Auburn City Hall, built in 1933, is the city hall of Auburn, Alabama. It was originally constructed as a post office in 1933, and, like many post offices constructed during the Great Depression, the building has a "starved classical" design typical of federal architecture, with symmetrical style and pointed pediments and elements of Colonial Revival architecture. It was listed on the National Register of Historic Places as the U.S. Post Office in 1983.

==History==
The site for the post office was deeded in 1846 by Auburn founder John J. Harper to Simeon Perry, agent for the Auburn Academy (today Auburn High School), for the use of the male division of the Academy as a separate school. In 1856, this school became the preparatory department of the East Alabama Male College (today Auburn University). After the U.S. Civil War, the preparatory division moved to the main campus of the college and the building briefly became a chair factory before Auburn High School (then operating as the Auburn Female College) took over the structure around 1870. An adjacent two-story brick structure for Auburn High School was built just south of the old school building in 1899, and the old school building was subsequently razed.

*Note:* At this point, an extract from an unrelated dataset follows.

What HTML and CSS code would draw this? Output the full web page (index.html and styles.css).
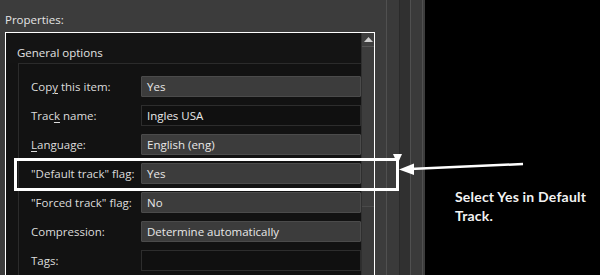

When Auburn High moved to a new campus in 1915, the brick structure became the Auburn Grammar School until it was torn down in 1931 to make way for the post office building.

The City of Auburn donated the school site for the construction of a $90,000 post office in 1933, which received first class status in 1940. The building served as the post office for the city of Auburn until a new facility was constructed in 1991. In 1992, the City of Auburn purchased the building, renting the structure to the Food Bank of East Alabama, before renovating it as City Hall in 2001.